Platforms like Sogolytics offer architectural anonymity, meaning the system design itself prevents individual identification rather than relying on policy alone.

  • Collect Only What is Needed: If the research question does not require age data, do not ask for it. Every unnecessary item increases survey length and reduces completion rates.
  • Label Brackets with Numbers, Not Descriptors: Avoid terms like “young,” “middle-aged,” and “senior.” These mean different things to different people. Use numerical ranges instead.
  • Consider Accessibility: Test the question with assistive technology to confirm it is fully accessible, particularly for surveys targeting older populations who may use screen magnification or voice navigation.

Conclusion

Age questions are a foundational part of questionnaire design that directly affect data quality, analytical depth, and regulatory compliance. When designed carefully, they help teams collect reliable demographic information that improves segmentation, reporting, and decision-making. A well-structured approach to age ranges, placement, and question format usually ensures improved respondent experience and higher completion rates. Overall, the thoughtful design of age questions strengthens the effectiveness of any survey by making results more consistent, comparable, and actionable across research studies.

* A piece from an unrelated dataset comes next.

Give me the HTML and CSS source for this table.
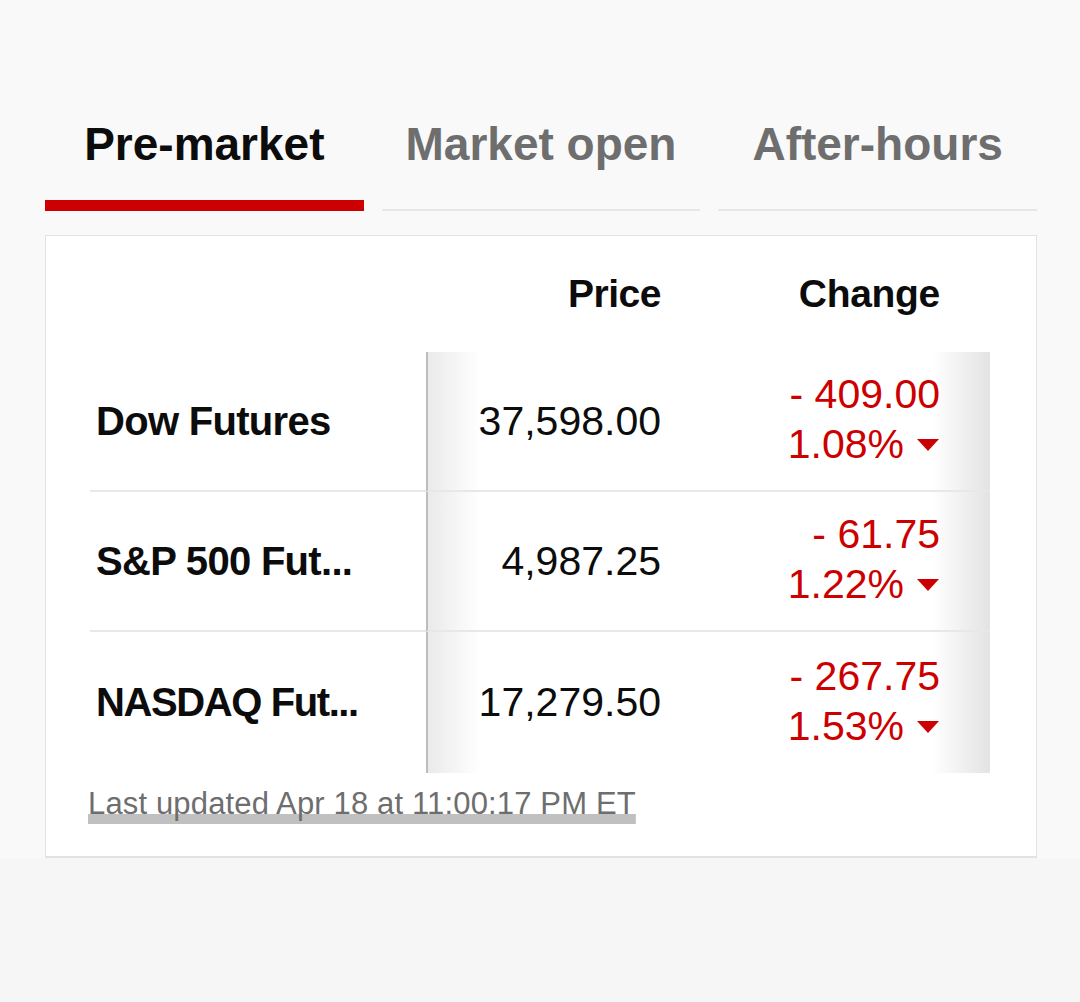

FAQs on Age Questionnaire Surveys

How do you ask age in a questionnaire?

Use a multiple-choice question with predefined age brackets (18 to 24, 25 to 34, and so on) or an open numeric field where respondents enter their exact age. Multiple-choice formats tend to produce higher completion rates because they feel less personal. Always include a “Prefer not to say” option.

What age ranges should I use in survey questions?

The most common approach uses 10-year intervals aligned with ESOMAR or census standards: 18 to 24, 25 to 34, 35 to 44, 45 to 54, 55 to 64, and 65 and over. Custom ranges are appropriate when a study focuses on a specific life stage or generation.

Should I ask for exact age or age group in a questionnaire?

It depends on the research goal. Exact age offers more flexibility in analysis since the data can be regrouped later. Age groups are often preferred in sensitive contexts or when higher response rates are important. Many researchers use age-based survey segmentation to compare results across defined cohorts.

Why do survey questions ask about age?

Surveys ask about age to segment responses and identify differences in attitudes, behaviors, or satisfaction levels across generations. Age data supports targeted product design, trend tracking, regulatory reporting, and sample representativeness through quota management.

How does GDPR affect age questions in surveys?

GDPR classifies age as personal data, so collecting it requires a lawful basis such as informed consent. For respondents under 16 in most EU member states, parental consent is required. Organizations must disclose how age data will be stored, processed, and deleted.